Two simple models are possible with Abaqus—one using a single truss element of type T2D2, and one using a SPRING element. There are two differences between these two models. One is the way strain is measured. Because the truss element is usually used with the standard constitutive models in Abaqus, it uses logarithmic strain. With the spring, the “strain” is calculated from the change in distance between its ends. The second difference is that the force in the truss is calculated as the stress times the area, and the area is updated as the truss deforms, using the assumption that the truss is incompressible and so has constant volume. In the spring, the force is defined immediately by the spring rate that is given in the input data times the “strain.” The exact solutions are, therefore, not the same for the two models, but they show only minor differences because the dimensions are chosen so that the strains are small throughout the deformation. The differences would be significant if large strains were involved.

Exact solution: truss model

The strain in the truss is assumed to be uniform, so the logarithmic strain definition gives

ε = \ln (\frac{l}{L}),

where l is the current length of the truss and L is its original length. From the geometry of Figure 1 we have the results

l^{2} = d^{2} + {(h - u)}^{2}

and

L^{2} = d^{2} + h^{2},

so the strain is given in terms of the displacement as

ε = \frac{1}{2} \ln (1 + \frac{u (u - 2 h)}{L^{2}}),

and its first variation is

δ ε = \frac{1}{l^{2}} (u - h) δ u .

We assume the material of the truss responds in a linear elastic manner, so the stress is

σ = E ε,

where E is Young's modulus. Assuming that the initial cross-sectional area is A and the material is incompressible, the virtual work statement is

\int_{L} σ δ ε A d L = P δ u .

Since the strain and stress are uniform, the integral over the volume of the truss is

\int_{L} σ δ ε A d L = A L σ δ ε .

Introducing the above results for $ε$ , $δ ε$ , and $σ$ , this equation gives

P = \frac{A E L}{l^{2}} (u - h) \ln (\frac{l}{L}) .

This equation is the static equilibrium equation for the system and is shown in Figure 2. largerotation1dof_truss.inp shows this problem, loaded by prescribing the displacement u throughout the step. This gives exactly the above solution.

Exact solution: spring model

The force in the spring is defined to be

F = K Δ,

where K is the spring stiffness given in the input data and $Δ$ is the change in length of the spring. From the discussion above, we have

Δ = {[d^{2} + {(h - u)}^{2}]}^{1 / 2} - L,

so the variation in the change in length is

δ Δ = - \frac{(h - u)}{l} δ u .

The principle of virtual work gives

F δ Δ = P δ u .

Using the force–relative displacement relation and the $Δ$ –u relationship in this expression gives the equilibrium equation

P = - \frac{K}{l} (h - u) {{[d^{2} + {(h - u)}^{2}]}^{1 / 2} - L} .

largerotation1dof_spring.inp shows this version of the problem, also loaded by prescribing the displacement.
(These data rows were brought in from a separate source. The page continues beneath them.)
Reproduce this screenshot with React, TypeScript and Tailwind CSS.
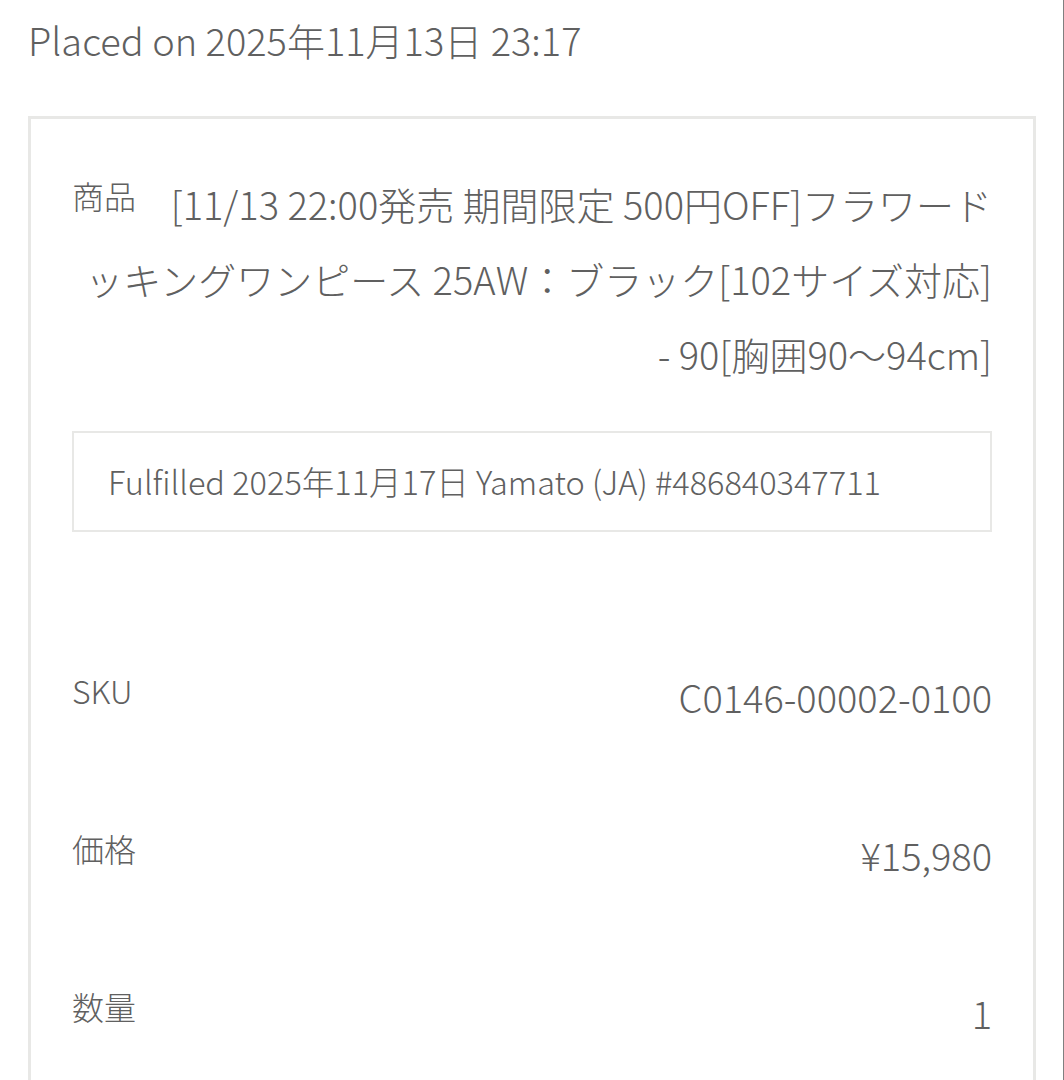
import React from 'react';

const rows = [
  { label: 'SKU', value: 'C0146-00002-0100' },
  { label: '価格', value: '¥15,980' },
  { label: '数量', value: '1' },
];

export default function App() {
  return (
    <div className="min-h-screen bg-white border-r border-[#808080] pl-[28px] pr-[27px] pt-[14px] text-[#606060] font-extralight font-['Noto_Sans_CJK_JP','Noto_Sans',sans-serif]">
      <h1 className="text-[38px] leading-[52px] font-extralight">Placed on 2025年11月13日 23:17</h1>

      <div className="mt-[50px] border-[3px] border-[#e8e8e6] px-[41px] pt-[47px] pb-[90px]">
        <p className="text-right text-[38px] leading-[75px]">
          <span className="float-left mr-[32px] text-[32px] leading-[58px]">商品</span>
          [11/13 22:00発売 期間限定 500円OFF]フラワード
          <br />
          ッキングワンピース 25AW：ブラック[102サイズ対応]
          <br />
          - 90[胸囲90〜94cm]
        </p>

        <div className="mt-[40px] flex h-[101px] items-center border-2 border-[#e8e8e6] px-[34px] text-[32.5px]">
          Fulfilled 2025年11月17日 Yamato (JA) #486840347711
        </div>

        <div className="mt-[140px] flex flex-col gap-[108px]">
          {rows.map((row) => (
            <div key={row.label} className="flex items-start justify-between">
              <span className="text-[32px] leading-[36px]">{row.label}</span>
              <span className="text-[38px] leading-[50px]">{row.value}</span>
            </div>
          ))}
        </div>
      </div>
    </div>
  );
}
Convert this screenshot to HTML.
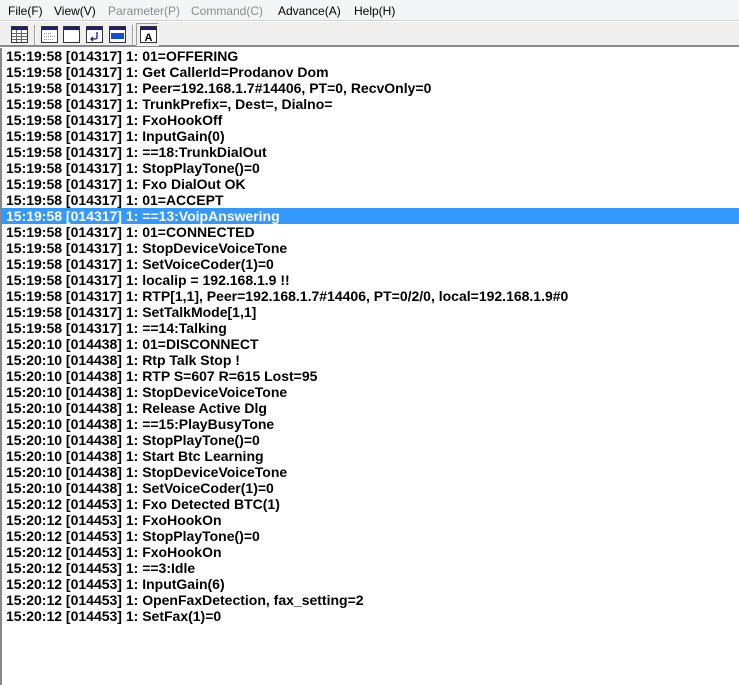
<!DOCTYPE html>
<html><head><meta charset="utf-8"><style>
*{margin:0;padding:0;box-sizing:border-box}
body{width:739px;height:685px;overflow:hidden;background:#fff;font-family:"Liberation Sans",sans-serif;position:relative}
#menu{position:absolute;left:0;top:0;width:739px;height:21px;background:#f4f5f7;border-bottom:1px solid #d0d0d0;font-size:12px}
#menu span{position:absolute;top:4px;color:#000}
#menu span.d{color:#8a8a8a}
#tb{position:absolute;left:0;top:21px;width:739px;height:26px;background:#efefef;border-top:1px solid #fff;border-bottom:2px solid #8a8a8a}
.ic{position:absolute;top:4px;width:17px;height:17px}
.sep{position:absolute;top:3px;width:2px;height:20px;border-left:1px solid #a0a0a0;border-right:1px solid #fff}
#log{position:absolute;left:0;top:48px;width:739px;height:637px;border-left:2px solid #888;background:#fff}
.l{height:16px;line-height:17px;font-size:14px;font-weight:bold;padding-left:4px;white-space:nowrap;color:#000;letter-spacing:0}
.s{background:#3399ff;color:#fff}
</style></head><body>
<div id="menu">
<span style="left:8px">File(F)</span>
<span style="left:54px">View(V)</span>
<span class="d" style="left:108px">Parameter(P)</span>
<span class="d" style="left:191px">Command(C)</span>
<span style="left:278px">Advance(A)</span>
<span style="left:354px">Help(H)</span>
</div>
<div id="tb">
<svg class="ic" style="left:11px" viewBox="0 0 17 17"><rect x="0.5" y="0.5" width="16" height="16" fill="#fff" stroke="#333"/><rect x="1" y="1" width="15" height="3" fill="#1a1a8a"/><path d="M1 7.5H16M1 10.5H16M1 13.5H16M5.5 4V16M10.5 4V16" stroke="#666"/></svg>
<div class="sep" style="left:34px"></div>
<svg class="ic" style="left:41px" viewBox="0 0 17 17"><rect x="0.5" y="0.5" width="16" height="16" fill="#fff" stroke="#333"/><rect x="1" y="1" width="15" height="3" fill="#1a1a8a"/><path d="M3 7.5H10M3 10.5H14M3 13.5H12" stroke="#999" stroke-dasharray="1 1"/></svg>
<svg class="ic" style="left:63px" viewBox="0 0 17 17"><rect x="0.5" y="0.5" width="16" height="16" fill="#fff" stroke="#333"/><rect x="1" y="1" width="15" height="3" fill="#1a1a8a"/></svg>
<svg class="ic" style="left:86px" viewBox="0 0 17 17"><rect x="0.5" y="0.5" width="16" height="16" fill="#fff" stroke="#333"/><rect x="1" y="1" width="15" height="3" fill="#1a1a8a"/><path d="M11 6V11Q11 13 9 13H6M7 11L5 13L7 15" stroke="#1a1a8a" fill="none" stroke-width="1.3"/></svg>
<svg class="ic" style="left:109px" viewBox="0 0 17 17"><rect x="0.5" y="0.5" width="16" height="16" fill="#fff" stroke="#333"/><rect x="1" y="1" width="15" height="3" fill="#1a1a8a"/><rect x="2" y="7" width="13" height="6" fill="#1050d0"/></svg>
<div class="sep" style="left:132px"></div>
<div style="position:absolute;left:136px;top:1px;width:23px;height:23px;border:1px solid;border-color:#a0a0a0 #fff #fff #a0a0a0"></div>
<svg class="ic" style="left:140px" viewBox="0 0 17 17"><rect x="0.5" y="0.5" width="16" height="16" fill="#fff" stroke="#333"/><rect x="1" y="1" width="15" height="3" fill="#1a1a8a"/><text x="8.5" y="15" font-size="11" font-weight="bold" text-anchor="middle" font-family="Liberation Sans,sans-serif">A</text></svg>
</div>
<div id="log">
<div class="l">15:19:58 [014317] 1: 01=OFFERING</div>
<div class="l">15:19:58 [014317] 1: Get CallerId=Prodanov Dom</div>
<div class="l">15:19:58 [014317] 1: Peer=192.168.1.7#14406, PT=0, RecvOnly=0</div>
<div class="l">15:19:58 [014317] 1: TrunkPrefix=, Dest=, Dialno=</div>
<div class="l">15:19:58 [014317] 1: FxoHookOff</div>
<div class="l">15:19:58 [014317] 1: InputGain(0)</div>
<div class="l">15:19:58 [014317] 1: ==18:TrunkDialOut</div>
<div class="l">15:19:58 [014317] 1: StopPlayTone()=0</div>
<div class="l">15:19:58 [014317] 1: Fxo DialOut OK</div>
<div class="l">15:19:58 [014317] 1: 01=ACCEPT</div>
<div class="l s">15:19:58 [014317] 1: ==13:VoipAnswering</div>
<div class="l">15:19:58 [014317] 1: 01=CONNECTED</div>
<div class="l">15:19:58 [014317] 1: StopDeviceVoiceTone</div>
<div class="l">15:19:58 [014317] 1: SetVoiceCoder(1)=0</div>
<div class="l">15:19:58 [014317] 1: localip = 192.168.1.9 !!</div>
<div class="l">15:19:58 [014317] 1: RTP[1,1], Peer=192.168.1.7#14406, PT=0/2/0, local=192.168.1.9#0</div>
<div class="l">15:19:58 [014317] 1: SetTalkMode[1,1]</div>
<div class="l">15:19:58 [014317] 1: ==14:Talking</div>
<div class="l">15:20:10 [014438] 1: 01=DISCONNECT</div>
<div class="l">15:20:10 [014438] 1: Rtp Talk Stop !</div>
<div class="l">15:20:10 [014438] 1: RTP S=607 R=615 Lost=95</div>
<div class="l">15:20:10 [014438] 1: StopDeviceVoiceTone</div>
<div class="l">15:20:10 [014438] 1: Release Active Dlg</div>
<div class="l">15:20:10 [014438] 1: ==15:PlayBusyTone</div>
<div class="l">15:20:10 [014438] 1: StopPlayTone()=0</div>
<div class="l">15:20:10 [014438] 1: Start Btc Learning</div>
<div class="l">15:20:10 [014438] 1: StopDeviceVoiceTone</div>
<div class="l">15:20:10 [014438] 1: SetVoiceCoder(1)=0</div>
<div class="l">15:20:12 [014453] 1: Fxo Detected BTC(1)</div>
<div class="l">15:20:12 [014453] 1: FxoHookOn</div>
<div class="l">15:20:12 [014453] 1: StopPlayTone()=0</div>
<div class="l">15:20:12 [014453] 1: FxoHookOn</div>
<div class="l">15:20:12 [014453] 1: ==3:Idle</div>
<div class="l">15:20:12 [014453] 1: InputGain(6)</div>
<div class="l">15:20:12 [014453] 1: OpenFaxDetection, fax_setting=2</div>
<div class="l">15:20:12 [014453] 1: SetFax(1)=0</div>
</div>
</body></html>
This gives exactly the above response.

Results and discussion

The form of the equilibrium response is interesting because in some respects it typifies the response of some important practical cases. The initial response is stable and not very nonlinear. As the displacement increases, the system loses stiffness until a limit value of the load, $P^{c}$ , is reached. The displacement at which this occurs is about 42% of h. Beyond that value the response is unstable (the system has negative stiffness) until, at a displacement of about 158% of h, it again becomes stable. (The critical displacement values and the corresponding load values can be estimated from the plot in Figure 2 or can be computed exactly from the equilibrium equations given above.) For any load in the range $- P^{c} < P < P^{c}$ the system, thus, has three static equilibrium configurations, of which two are stable and one is unstable. Outside that range of loads the system has only one stable, static equilibrium configuration. We, thus, observe that, even in a simple elastic system with only one degree of freedom, uniqueness and stability of the solution are lost when geometric nonlinearity is introduced. In this simple case it is easy to obtain the equilibrium solution even in the unstable response phase by prescribing the only active degree of freedom of the system. In a more practical case the “Riks” algorithm must be used instead—such usage is illustrated in several other examples in this chapter.

Input files

largerotation1dof_truss.inp: Used to obtain the prescribed displacement results of Figure 2 with the truss element.
largerotation1dof_spring.inp: Used to obtain the prescribed displacement results with the spring element.

Figures

Figure 1. Elastic, large rotation truss example.

Figure 2. Load-displacement response for truss example.